Now I just need to make sure I don’t stuff up my knee any further. I haven’t run since injuring it back in October and I’ve finally had a week with no pain. I’ve decided to not run again until the new year so as to not have a relapse, which is also good news for my swimming and cycling training.
In the latest Hyperemesis Gravidarum news I see that Princess Kate has cancelled all public engagements until further notice, which is not in the least bit surprising to me. Hopefully she will be able to keep her hydration high enough to stay out of hospital.
I was contacted by Today this week for a phone interview and this story is the result. It’s great to see HG getting so much attention this week, hopefully this will help with attaining research funding.
As you may have seen in the last 24 hours Princess Kate has been diagnosed with Hyperemesis Gravidarum. I really feel for her, but the good news in her case is that the problem has been diagnosed early and she has access to the highest level of health care. Even so she is in for a very rough few weeks at a minimum, where she will probably be in and out of hospital.
I have a tremendous amount of respect for Kate’s decision in coming out about HG. There is still some stigma surrounding the condition because of a lack of education and as with anything in life ignorance breeds ignorance. There have been a number of high profile celebrities who have been rumoured to had HG, but have kept it behind close doors fearing it will damage the public’s perception of them. Because the condition is not well understood some people still see it as a psychological problem and for some reason these celebrities think people will see them as crazies and it will affect their careers (but this doesn’t stop celebrities acting crazy in all other kinds of ways!). Bottom line: it took a lot of courage for Princess Kate to make her case public, especially given the early stage of her pregnancy.
Although the silver lining to this thunder cloud is that this will raise awareness for HG, the media reports have been coming out with some pretty strange claims, so to set the record straight:
- Hyperemsis Gravidarum IS dangerous. HG has resulted in a number of problems including liver failure and babies being born underweight, even when proper medical care is provided.
- Hyperemesis Gravidarum cannot resolve itself in 48 hours. Although there are exceptions, most cases are only diagnosed when there is a weight loss component of at least 5kg (10lb), which cannot happen in two days.
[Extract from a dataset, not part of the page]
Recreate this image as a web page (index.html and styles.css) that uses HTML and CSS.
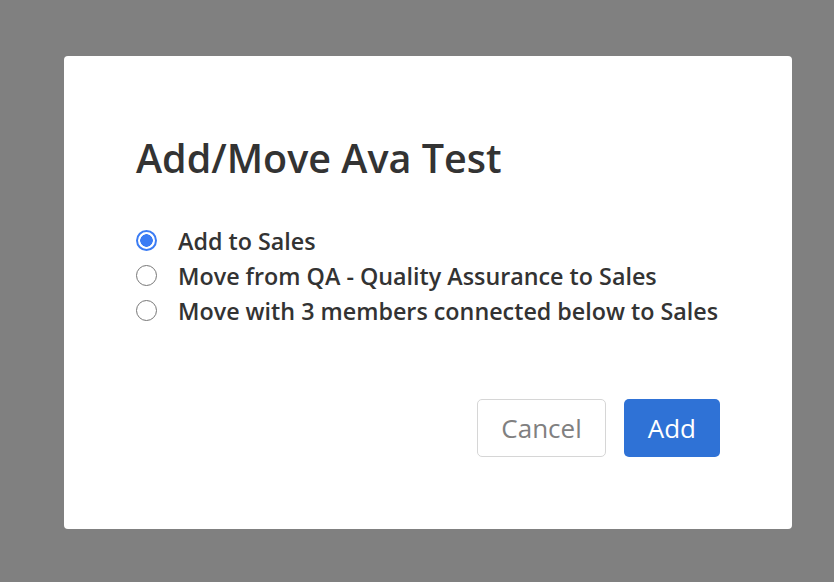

HG by definition lasts at least several weeks.
- Having Hyperemesis Gravidarum does not necessarily mean that the royals are expecting twins. It means statistically there is a slightly higher chance than with normal pregnancies, but the chances are still slim.
- One study that I’m aware of has indicated that HG may be more likely to affect mothers in the first trimester if they are expecting a girl. However, it was pretty inconclusive and my son Benjamin is living proof that plenty of boys come from mothers with first trimester HG. So I’d hold off on buying any “It’s a Girl” cards just yet.
- HG affects pregnant women of all ages. It affects women from all shapes, sizes, ethnic groups, cultures and climates.
The other good news is that the royal family (and the entire commonwealth for that matter) has a new addition to look forward to and when he/she arrives Princess Kate will be completely HG free.
In my wife Brynn’s case giving birth ended up being one of the easiest parts of the pregnancy. And upon looking into young Benjamin’s eyes she knew that all the pain and suffering had been worth it.
Benjamin is exactly six weeks old today and is in great health. It is really hard to believe that such a healthy baby could be the result of a pregnancy that was fraught with so much sickness, but Brynn and I are incredibly grateful that he is so well. It is very easy to take health for granted until someone close to you has so many difficulties.